# Data excerpt:
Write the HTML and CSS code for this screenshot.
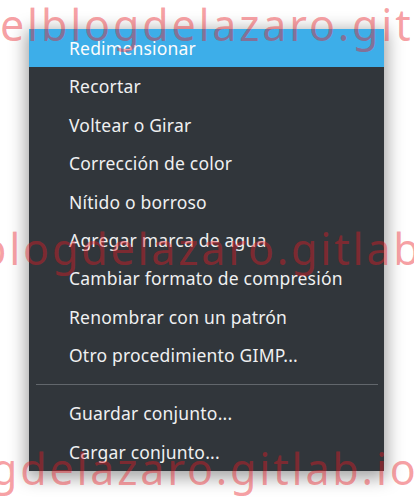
FILE: index.html
```html
<!DOCTYPE html>
<html lang="es">
<head>
<meta charset="utf-8">
<title>Menú</title>
<link rel="stylesheet" href="styles.css">
</head>
<body>
<div class="menu">
  <div class="item active">Redimensionar</div>
  <div class="item">Recortar</div>
  <div class="item">Voltear o Girar</div>
  <div class="item">Corrección de color</div>
  <div class="item">Nítido o borroso</div>
  <div class="item">Agregar marca de agua</div>
  <div class="item">Cambiar formato de compresión</div>
  <div class="item">Renombrar con un patrón</div>
  <div class="item">Otro procedimiento GIMP...</div>
  <div class="separator"></div>
  <div class="item">Guardar conjunto...</div>
  <div class="item">Cargar conjunto...</div>
</div>
<div class="watermark" aria-hidden="true">
  <div class="wm-row wm-row1">elblogdelazaro.gitlab.io</div>
  <div class="wm-row wm-row2">elblogdelazaro.gitlab.io</div>
  <div class="wm-row wm-row3">elblogdelazaro.gitlab.io</div>
</div>
</body>
</html>
```

FILE: styles.css
```css
html, body {
  margin: 0;
  padding: 0;
  background: #ffffff;
  width: 414px;
  height: 500px;
  overflow: hidden;
}

body {
  position: relative;
  font-family: "Noto Sans", "Open Sans", sans-serif;
}

.menu {
  margin: 29px 0 0 29px;
  width: 355px;
  background: #31363b;
  box-shadow: 0 4px 16px 3px rgba(0, 0, 0, 0.36);
  display: flex;
  flex-direction: column;
}

.item {
  height: 38.4px;
  line-height: 38.4px;
  padding-left: 40px;
  font-size: 17.5px;
  letter-spacing: 0.2px;
  color: #eff0f1;
  white-space: nowrap;
}

.item.active {
  background: #3daee9;
  color: #fcfcfc;
}

.separator {
  height: 19.6px;
  display: flex;
  align-items: center;
  padding: 0 6px 0 7px;
}

.separator::before {
  content: "";
  flex: 1;
  height: 1px;
  background: #62676c;
}

.watermark {
  position: absolute;
  inset: 0;
  pointer-events: none;
  overflow: hidden;
}

.wm-row {
  position: absolute;
  font-family: "Noto Sans", sans-serif;
  font-size: 43px;
  letter-spacing: 2.8px;
  line-height: 1;
  color: rgba(235, 25, 35, 0.42);
  white-space: nowrap;
}

.wm-row1 { left: 0; top: 3px; }
.wm-row2 { left: -61px; top: 227px; }
.wm-row3 { left: -122px; top: 447px; }
```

# What is being asked:
Please write out all of the material above without changing a word, and omit any pictures.

# Task answer:
Write the HTML and CSS code for this screenshot.
FILE: index.html
```html
<!DOCTYPE html>
<html lang="es">
<head>
<meta charset="utf-8">
<title>Menú</title>
<link rel="stylesheet" href="styles.css">
</head>
<body>
<div class="menu">
  <div class="item active">Redimensionar</div>
  <div class="item">Recortar</div>
  <div class="item">Voltear o Girar</div>
  <div class="item">Corrección de color</div>
  <div class="item">Nítido o borroso</div>
  <div class="item">Agregar marca de agua</div>
  <div class="item">Cambiar formato de compresión</div>
  <div class="item">Renombrar con un patrón</div>
  <div class="item">Otro procedimiento GIMP...</div>
  <div class="separator"></div>
  <div class="item">Guardar conjunto...</div>
  <div class="item">Cargar conjunto...</div>
</div>
<div class="watermark" aria-hidden="true">
  <div class="wm-row wm-row1">elblogdelazaro.gitlab.io</div>
  <div class="wm-row wm-row2">elblogdelazaro.gitlab.io</div>
  <div class="wm-row wm-row3">elblogdelazaro.gitlab.io</div>
</div>
</body>
</html>
```

FILE: styles.css
```css
html, body {
  margin: 0;
  padding: 0;
  background: #ffffff;
  width: 414px;
  height: 500px;
  overflow: hidden;
}

body {
  position: relative;
  font-family: "Noto Sans", "Open Sans", sans-serif;
}

.menu {
  margin: 29px 0 0 29px;
  width: 355px;
  background: #31363b;
  box-shadow: 0 4px 16px 3px rgba(0, 0, 0, 0.36);
  display: flex;
  flex-direction: column;
}

.item {
  height: 38.4px;
  line-height: 38.4px;
  padding-left: 40px;
  font-size: 17.5px;
  letter-spacing: 0.2px;
  color: #eff0f1;
  white-space: nowrap;
}

.item.active {
  background: #3daee9;
  color: #fcfcfc;
}

.separator {
  height: 19.6px;
  display: flex;
  align-items: center;
  padding: 0 6px 0 7px;
}

.separator::before {
  content: "";
  flex: 1;
  height: 1px;
  background: #62676c;
}

.watermark {
  position: absolute;
  inset: 0;
  pointer-events: none;
  overflow: hidden;
}

.wm-row {
  position: absolute;
  font-family: "Noto Sans", sans-serif;
  font-size: 43px;
  letter-spacing: 2.8px;
  line-height: 1;
  color: rgba(235, 25, 35, 0.42);
  white-space: nowrap;
}

.wm-row1 { left: 0; top: 3px; }
.wm-row2 { left: -61px; top: 227px; }
.wm-row3 { left: -122px; top: 447px; }
```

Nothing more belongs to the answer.